WHAT THE TASK ASKS:
Copy out the data below from the line containing "Give me the" to the line containing "const properties = ['#hands', '%Preflop", both lines included, with all images left out.

PROVIDED INFORMATION:
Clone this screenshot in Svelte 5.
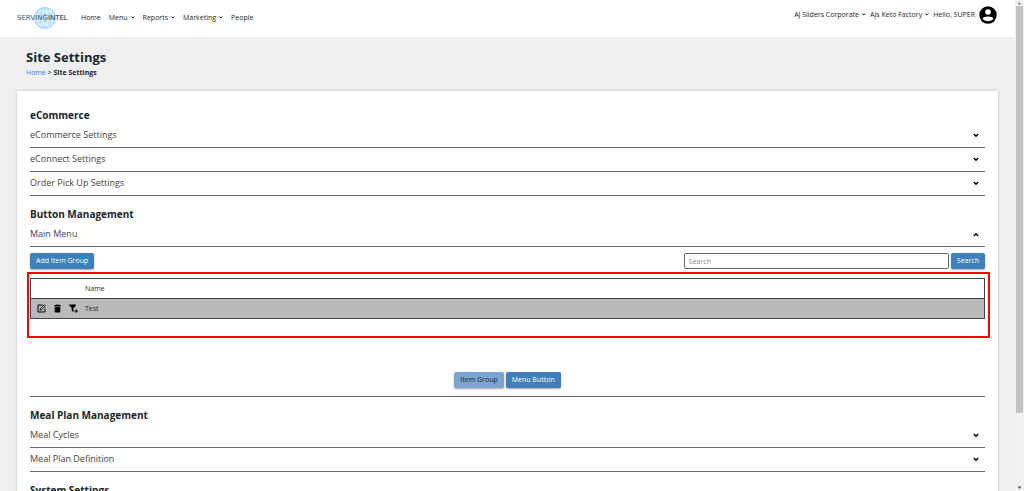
<script lang="ts">
    const nav = [
        { label: "Home", menu: false },
        { label: "Menu", menu: true },
        { label: "Reports", menu: true },
        { label: "Marketing", menu: true },
        { label: "People", menu: false },
    ]
    const accounts = ["AJ Sliders Corporate", "AJs Keto Factory"]
    const sections = [
        { title: "eCommerce", items: ["eCommerce Settings", "eConnect Settings", "Order Pick Up Settings"] },
        { title: "Button Management", items: ["Main Menu"] },
        { title: "Meal Plan Management", items: ["Meal Cycles", "Meal Plan Definition"] },
        { title: "System Settings", items: [] },
    ]
    const groups = ["Test"]

    let open = $state("Main Menu")
    let tab = $state("Item Group")
    let search = $state("")
    let shown = $derived(groups.filter((g) => g.toLowerCase().includes(search.toLowerCase())))
</script>

{#snippet caret()}
    <svg class="caret" viewBox="0 0 4 3" aria-hidden="true">
        <path d="M0.4 0.5 L2 2.1 L3.6 0.5" fill="none" stroke="currentColor" stroke-width="1" />
    </svg>
{/snippet}

<div class="window">
    <div class="page">
        <header>
            <a href="#home" class="logo" aria-label="ServingIntel">
                <svg viewBox="0 0 56 24">
                    <g fill="none" stroke="#a9dcf5" stroke-width="1">
                        <circle cx="28" cy="12" r="10.2" fill="#e2f4fd" stroke-width="1.4" />
                        <ellipse cx="28" cy="12" rx="5" ry="10" />
                        <path d="M28 2 V22 M19 7 Q28 10 37 7 M18 12 H38 M19 17 Q28 14 37 17" />
                        <path d="M20 5 L34 20 M24 3 L37 15" stroke="#c4e8f8" />
                    </g>
                    <text x="0" y="14" class="logo-text"><tspan fill="#35547c">SERVING</tspan><tspan fill="#222c38">INTEL</tspan></text>
                </svg>
            </a>
            <nav>
                {#each nav as item}
                    <a href={"#" + item.label.toLowerCase()}>
                        {item.label}
                        {#if item.menu}{@render caret()}{/if}
                    </a>
                {/each}
            </nav>
            <div class="account">
                {#each accounts as account}
                    <button class="plain">{account} {@render caret()}</button>
                {/each}
                <span>Hello, SUPER</span>
                <button class="plain avatar" aria-label="Profile">
                    <svg viewBox="0 0 18 18">
                        <circle cx="9" cy="9" r="8.7" />
                        <circle cx="9" cy="6" r="2.8" fill="#fff" />
                        <path d="M3.5 12.5 C4 9.8 14 9.8 14.5 12.5 C12.3 16.2 5.7 16.2 3.5 12.5Z" fill="#fff" />
                    </svg>
                </button>
            </div>
        </header>

        <div class="title">
            <h1>Site Settings</h1>
            <p><a href="#home">Home</a> &gt; <b>Site Settings</b></p>
        </div>

        <main>
            {#each sections as section}
                <section>
                    <h2>{section.title}</h2>
                    {#each section.items as item}
                        <button
                            class="row"
                            class:open={open === item}
                            aria-expanded={open === item}
                            onclick={() => (open = open === item ? "" : item)}
                        >
                            {item}
                            <svg class="chevron" viewBox="0 0 6 5" aria-hidden="true">
                                <path d="M0.8 1 L3 3.2 L5.2 1" fill="none" stroke="#000" stroke-width="1.5" />
                            </svg>
                        </button>
                        {#if item === "Main Menu" && open === item}
                            <div class="panel">
                                <div class="toolbar">
                                    <button class="btn">Add Item Group</button>
                                    <input type="text" placeholder="Search" aria-label="Search" bind:value={search} />
                                    <button class="btn">Search</button>
                                </div>
                                <div class="highlight">
                                    <table>
                                        <thead>
                                            <tr>
                                                <th class="actions" aria-label="Actions"></th>
                                                <th>Name</th>
                                            </tr>
                                        </thead>
                                        <tbody>
                                            {#each shown as group}
                                                <tr>
                                                    <td class="actions">
                                                        <div class="icons">
                                                            <button class="plain" aria-label="Edit">
                                                                <svg viewBox="0 0 9 9">
                                                                    <path d="M5.5 1 H1 V8 H8 V4.5" fill="none" stroke="#000" stroke-width="1" />
                                                                    <path d="M3 6.2 L3.3 4.7 L7.3 0.7 L8.5 1.9 L4.5 5.9 Z" fill="none" stroke="#000" stroke-width="0.8" />
                                                                </svg>
                                                            </button>
                                                            <button class="plain" aria-label="Delete">
                                                                <svg viewBox="0 0 9 9">
                                                                    <path d="M1.2 1 H3.2 L3.7 0.4 H5.3 L5.8 1 H7.8 V2 H1.2Z M1.7 2.4 H7.3 V7.8 Q7.3 8.6 6.5 8.6 H2.5 Q1.7 8.6 1.7 7.8Z" />
                                                                </svg>
                                                            </button>
                                                            <button class="plain" aria-label="Add filter">
                                                                <svg viewBox="0 0 9 9">
                                                                    <path d="M0.3 0.6 H6.9 V1.4 L4.5 4.2 V8.2 L2.7 6.8 V4.2 L0.3 1.4Z" />
                                                                    <path d="M7.2 5.4 V8.8 M5.5 7.1 H8.9" stroke="#000" stroke-width="1" />
                                                                </svg>
                                                            </button>
                                                        </div>
                                                    </td>
                                                    <td>{group}</td>
                                                </tr>
                                            {/each}
                                        </tbody>
                                    </table>
                                </div>
                                <div class="tabs">
                                    {#each ["Item Group", "Menu Button"] as name}
                                        <button class="btn" class:current={tab === name} onclick={() => (tab = name)}>
                                            {name}
                                        </button>
                                    {/each}
                                </div>
                            </div>
                        {/if}
                    {/each}
                </section>
            {/each}
        </main>
    </div>
    <div class="scrollbar" aria-hidden="true">
        <svg viewBox="0 0 9 6"><path d="M2.5 4.5 L4.5 2 L6.5 4.5Z" fill="#8a8a8a" /></svg>
        <div class="track"><div class="thumb"></div></div>
        <svg viewBox="0 0 9 6"><path d="M2.5 1.5 L4.5 4 L6.5 1.5Z" fill="#505050" /></svg>
    </div>
</div>

<style>
    :global(body) {
        background: #efefef;
    }
    .window {
        display: flex;
        height: 100vh;
        overflow: hidden;
        color: #212529;
        font: 7px/12px "Open Sans", "Noto Sans", sans-serif;
    }
    .page {
        flex: 1;
        min-width: 0;
        background: #efefef;
    }
    button,
    input {
        font: inherit;
        color: inherit;
    }
    button {
        cursor: pointer;
    }
    a {
        color: inherit;
        text-decoration: none;
    }
    h1,
    h2,
    p {
        margin: 0;
    }
    svg {
        display: block;
    }
    .plain {
        display: flex;
        align-items: center;
        padding: 0;
        border: 0;
        background: none;
    }
    header {
        display: flex;
        align-items: center;
        height: 37px;
        padding: 0 18px 2px 17px;
        box-sizing: border-box;
        background: #fff;
    }
    .logo {
        width: 56px;
        margin-right: 8px;
    }
    .logo-text {
        font: 7px "DejaVu Sans", sans-serif;
    }
    nav {
        display: flex;
        gap: 8px;
    }
    nav a {
        display: flex;
        align-items: center;
    }
    .caret {
        width: 4px;
        height: 3px;
        margin-left: 3px;
    }
    .account {
        display: flex;
        align-items: center;
        gap: 4px;
        margin-left: auto;
        padding-bottom: 6px;
    }
    .avatar svg {
        width: 18px;
        height: 18px;
    }
    .title {
        padding: 12px 26px;
    }
    h1 {
        margin-bottom: 2px;
        font-size: 13px;
        line-height: 16px;
    }
    .title a {
        color: #3b82f6;
    }
    main {
        margin: 0 17px;
        padding: 6px 13px 13px;
        background: #fff;
        box-shadow: 0 0 3px rgba(0, 0, 0, 0.2);
    }
    section {
        padding-top: 9px;
    }
    h2 {
        font-size: 10px;
        line-height: 18px;
    }
    .row {
        display: flex;
        align-items: center;
        justify-content: space-between;
        width: 100%;
        height: 24px;
        padding: 0 6px 1px 0;
        border: 0;
        border-bottom: 1px solid #666;
        background: none;
        font-size: 9px;
        color: #444;
    }
    .chevron {
        width: 6px;
        height: 5px;
    }
    .open .chevron {
        transform: rotate(180deg);
    }
    .panel {
        padding: 6px 0 8px;
        border-bottom: 1px solid #666;
    }
    .toolbar {
        display: flex;
        gap: 2px;
    }
    .btn {
        height: 16px;
        padding: 0 6px;
        border: 0;
        border-radius: 2px;
        background: #4080ba;
        color: #fff;
        box-shadow: 0 1px 2px rgba(0, 0, 0, 0.35);
    }
    .btn.current {
        background: #7aa6cf;
        color: #212529;
    }
    input {
        width: 265px;
        height: 16px;
        margin-left: auto;
        padding: 0 4px;
        box-sizing: border-box;
        border: 1px solid #666;
        border-radius: 2px;
    }
    input::placeholder {
        color: #888;
    }
    .highlight {
        height: 66px;
        margin: 3px -5px 0 -3px;
        padding: 4px 3px 0 1px;
        box-sizing: border-box;
        border: 2px solid #f00;
    }
    table {
        width: 100%;
        border-collapse: collapse;
    }
    tr {
        height: 20px;
        border: 1px solid #444;
    }
    th,
    td {
        padding: 0;
        text-align: left;
        font-weight: normal;
    }
    .actions {
        width: 54px;
    }
    tbody tr {
        background: #b9b9b9;
    }
    .icons {
        display: flex;
        gap: 7px;
        padding-left: 6px;
    }
    .icons svg {
        width: 9px;
        height: 9px;
    }
    .tabs {
        display: flex;
        justify-content: center;
        gap: 2px;
        margin-top: 34px;
    }
    .scrollbar {
        display: flex;
        flex-direction: column;
        width: 9px;
        background: #f1f1f1;
    }
    .track {
        flex: 1;
        padding: 0 1px;
    }
    .thumb {
        height: 85%;
        background: #c1c1c1;
    }
</style>
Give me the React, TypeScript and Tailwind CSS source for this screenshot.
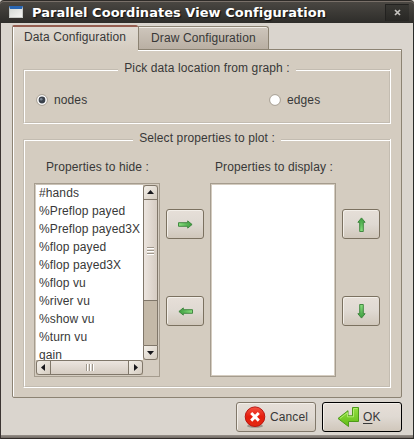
import type { ReactNode } from 'react';

const properties = ['#hands', '%Preflop payed', '%Preflop payed3X', '%flop payed', '%flop payed3X', '%flop vu', '%river vu', '%show vu', '%turn vu', 'gain'];

function GroupBox({ title, className, children }: { title: string; className: string; children: ReactNode }) {
  return (
    <section className={`w-[368px] shrink-0 border-r border-b border-l border-r-white border-b-white border-l-[#c3bcb1] ${className}`}>
      <div className="flex h-full flex-col border-r border-b border-l border-r-[#c3bcb1] border-b-[#c3bcb1] border-l-white">
        <div className="-mx-px -mt-[8px] flex h-[18px] shrink-0 items-center">
          <div className="h-[2px] flex-1 border-t border-b border-t-[#c3bcb1] border-b-white" />
          <div className="relative -top-[2px] px-[6px] leading-[14px]">{title}</div>
          <div className="h-[2px] flex-1 border-t border-b border-t-[#c3bcb1] border-b-white" />
        </div>
        {children}
      </div>
    </section>
  );
}

function Radio({ label, checked }: { label: string; checked?: boolean }) {
  return (
    <label className="flex h-[14px] items-center gap-[6px]">
      <svg width="12" height="12" viewBox="0 0 12 12">
        <circle cx="6" cy="6" r="5.4" fill="#fff" stroke="#a69e92" strokeWidth="1" />
        {checked && <circle cx="6" cy="6" r="3.4" fill="#3b424c" />}
        {checked && <circle cx="5.2" cy="5.2" r="1.3" fill="#7b8794" />}
      </svg>
      <span>{label}</span>
    </label>
  );
}

const rotations = { right: 'rotate(0 7.5 7.5)', down: 'rotate(90 7.5 7.5)', left: 'rotate(180 7.5 7.5)', up: 'rotate(270 7.5 7.5)' };

function ArrowButton({ dir }: { dir: keyof typeof rotations }) {
  return (
    <button className="flex h-[30px] w-[38px] items-center justify-center rounded-[3px] border border-[#7b7160] bg-linear-to-b from-[#e6dfd8] via-[#dfd9d2] to-[#d0c7bb] shadow-[inset_1px_1px_0_#f3efe9]">
      <svg width="15" height="15" viewBox="0 0 15 15">
        <defs>
          <linearGradient id={`g-${dir}`} x1="0" x2="1">
            <stop offset="0" stopColor="#8be081" />
            <stop offset="1" stopColor="#3a9b3c" />
          </linearGradient>
        </defs>
        <path transform={rotations[dir]} d="M.5 5.7h9.2V3.9l4.4 3.6-4.4 3.6V9.3H.5z" fill={`url(#g-${dir})`} stroke="#358037" strokeWidth=".9" />
      </svg>
    </button>
  );
}

function ScrollArrow({ d, className }: { d: string; className: string }) {
  return (
    <div className={`flex h-[15px] w-[15px] shrink-0 items-center justify-center border border-[#80776a] bg-linear-to-br from-[#f4f0ea] to-[#d5ccc0] ${className}`}>
      <svg width="7" height="7" viewBox="0 0 7 7"><path d={d} fill="#17171c" /></svg>
    </div>
  );
}

export default function App() {
  return (
    <main className="flex h-[439px] w-[414px] flex-col overflow-hidden bg-[#dad5ce] font-['Liberation_Sans',Arial,sans-serif] text-[12px] leading-[14px] tracking-[0.11px] text-[#383838]">
      <header className="flex h-[23px] shrink-0 items-center rounded-t-[4px] border-t border-[#2e2b28] bg-linear-to-b from-[#4b4843] to-[#2e2d2a] pl-[9px] shadow-[inset_0_1px_0_#797069]">
        <div className="h-[12px] w-[14px] border border-[#c9cbc8] border-t-[3px] border-t-[#2865b2] bg-linear-to-br from-[#d6dad6] to-[#f4f4f2]" />
        <h1 className="relative top-px ml-[9px] flex-1 whitespace-nowrap font-['DejaVu_Sans',sans-serif] text-[13px] font-bold leading-[16px] tracking-[0.03px] text-white [text-shadow:1px_1px_1px_#111]">Parallel Coordinates View Configuration</h1>
        <button className="mr-[5px] flex h-[17px] w-[24px] items-center justify-center rounded-[1px] border-t border-l border-[#22211f] bg-linear-to-b from-[#383733] to-[#282724]">
          <svg width="7" height="7" viewBox="0 0 7 7"><path d="M1 1l5 5M6 1L1 6" stroke="#c5c3bf" strokeWidth="1.7" /></svg>
        </button>
      </header>
      <div className="flex min-h-0 flex-1 flex-col border-r border-l border-r-[#292b29] border-l-[#3b3533]">
        <nav className="z-10 ml-[11px] flex h-[27px] shrink-0 items-end pt-[2px]">
          <div className="-mb-px h-[26px] w-[126px] rounded-t-[2px] border-t-2 border-l border-t-[#965f51] border-l-[#8c8373] bg-linear-to-b from-[#e0dbd3] to-[#d4ccc0] shadow-[inset_1px_0_0_white]">
            <div className="whitespace-nowrap pt-[3px] pl-[11px]">Data Configuration</div>
          </div>
          <div className="mb-px h-[23px] w-[131px] rounded-tr-[3px] border border-b-0 border-[#8c8373] bg-linear-to-b from-[#cec6bc] to-[#b9afa3] shadow-[inset_0_1px_0_#f1ede7]">
            <div className="whitespace-nowrap pt-[4px] pl-[12px]">Draw Configuration</div>
          </div>
        </nav>
        <div className="-mt-px ml-[11px] flex h-[349px] w-[390px] shrink-0 flex-col rounded-b-[2px] border border-[#8c8373] bg-[#d4ccc0] pt-[19px] pl-[10px] shadow-[inset_1px_1px_0_white]">
          <GroupBox title="Pick data location from graph :" className="h-[55px]">
            <div className="mt-[14px] flex pl-[11px]">
              <div className="w-[233px]"><Radio label="nodes" checked /></div>
              <Radio label="edges" />
            </div>
          </GroupBox>
          <GroupBox title="Select properties to plot :" className="mt-[15px] h-[249px]">
            <div className="mt-[11px] flex h-[14px] shrink-0">
              <span className="ml-[21px] w-[169px]">Properties to hide :</span>
              <span>Properties to display :</span>
            </div>
            <div className="mt-[9px] ml-[9px] flex shrink-0">
              <div className="flex h-[194px] w-[126px] border border-[#a59c8e] bg-[#d4ccc0] p-px">
                <div className="flex w-[107px] shrink-0 flex-col">
                  <ul className="h-[175px] overflow-hidden bg-white pl-[3px] shadow-[0_-1px_0_#c9c1b5]">
                    {properties.map((p) => <li key={p} className="h-[18px] whitespace-nowrap leading-[17px]">{p}</li>)}
                  </ul>
                  <div className="flex h-[15px] shrink-0 bg-[#c4b9a8]">
                    <ScrollArrow d="M5 0v7L1 3.5z" className="rounded-l-[3px]" />
                    <div className="-ml-px flex h-[15px] w-[79px] items-center justify-center gap-[2px] border border-[#80776a] bg-linear-to-b from-[#ece5df] to-[#d5ccc2]">
                      {[0, 1, 2].map((n) => <i key={n} className="h-[7px] w-px bg-[#9f978c] shadow-[1px_0_0_white]" />)}
                    </div>
                    <ScrollArrow d="M2 0v7l4-3.5z" className="-ml-px rounded-r-[3px]" />
                  </div>
                </div>
                <div className="flex h-[175px] w-[15px] flex-col bg-[#c4b9a8]">
                  <ScrollArrow d="M0 5h7L3.5 1z" className="rounded-t-[3px]" />
                  <div className="-mt-px flex h-[102px] w-[15px] flex-col items-center justify-center gap-[2px] border border-[#80776a] bg-linear-to-r from-[#ece5df] to-[#d5ccc2]">
                    {[0, 1, 2].map((n) => <i key={n} className="h-px w-[7px] bg-[#9f978c] shadow-[0_1px_0_white]" />)}
                  </div>
                  <div className="w-[15px] flex-1 border-x border-[#80776a]" />
                  <ScrollArrow d="M0 2h7L3.5 6z" className="rounded-b-[3px]" />
                </div>
              </div>
              <div className="mt-[26px] ml-[6px] flex w-[38px] flex-col gap-[57px]">
                <ArrowButton dir="right" />
                <ArrowButton dir="left" />
              </div>
              <div className="ml-[6px] h-[194px] w-[126px] border border-[#a59c8e] bg-white shadow-[inset_0_0_0_1px_#d4ccc0]" />
              <div className="mt-[26px] ml-[6px] flex w-[38px] flex-col gap-[57px]">
                <ArrowButton dir="up" />
                <ArrowButton dir="down" />
              </div>
            </div>
          </GroupBox>
        </div>
        <footer className="mt-[4px] flex h-[30px] shrink-0 justify-end gap-[6px] pr-[11px]">
          <button className="flex w-[80px] items-center rounded-[3px] border border-[#81786a] bg-linear-to-b from-[#e6dfd8] via-[#dfd9d2] to-[#d0c7bb] pl-[7px] shadow-[inset_1px_1px_0_#f3efe9]">
            <svg width="22" height="22" viewBox="0 0 22 22">
              <defs><linearGradient id="red" x2="0" y2="1"><stop stopColor="#f65343" /><stop offset=".5" stopColor="#e51d0d" /><stop offset="1" stopColor="#e42a12" /></linearGradient></defs>
              <ellipse cx="11" cy="20" rx="8" ry="1.7" fill="#9d958b" />
              <circle cx="11" cy="10.7" r="9.8" fill="url(#red)" stroke="#b91510" />
              <path d="M7.2 7l7.6 7.6M14.8 7l-7.6 7.6" stroke="white" strokeWidth="2.9" />
            </svg>
            <span className="ml-[4px]">Cancel</span>
          </button>
          <button className="flex w-[80px] items-center rounded-[3px] border border-black bg-linear-to-b from-[#e6dfd8] via-[#dfd9d2] to-[#d0c7bb] pl-[14px] shadow-[inset_1px_1px_0_#f3efe9]">
            <svg width="23" height="22" viewBox="0 0 23 22">
              <defs><linearGradient id="green" x2="0" y2="1"><stop stopColor="#93df42" /><stop offset="1" stopColor="#62bc16" /></linearGradient></defs>
              <path d="M15.5 1.5h6v14H11.5v5L1 12.5l10-7.8v5.1h4.5z" fill="url(#green)" stroke="#4d9a19" strokeLinejoin="round" />
              <path d="M16.5 2.5h4M3 12.4l7.5-5.8v4.2h6V3" fill="none" stroke="#bdf27d" strokeWidth=".8" />
            </svg>
            <span className="ml-[3px]"><u className="underline-offset-[2px]">O</u>K</span>
          </button>
        </footer>
        <div className="mt-auto h-[4px] border-b border-[#302b28] bg-linear-to-b from-[#98918a] to-[#6f6963]" />
      </div>
    </main>
  );
}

TASK OUTPUT:
Give me the React, TypeScript and Tailwind CSS source for this screenshot.
import type { ReactNode } from 'react';

const properties = ['#hands', '%Preflop payed', '%Preflop payed3X', '%flop payed', '%flop payed3X', '%flop vu', '%river vu', '%show vu', '%turn vu', 'gain'];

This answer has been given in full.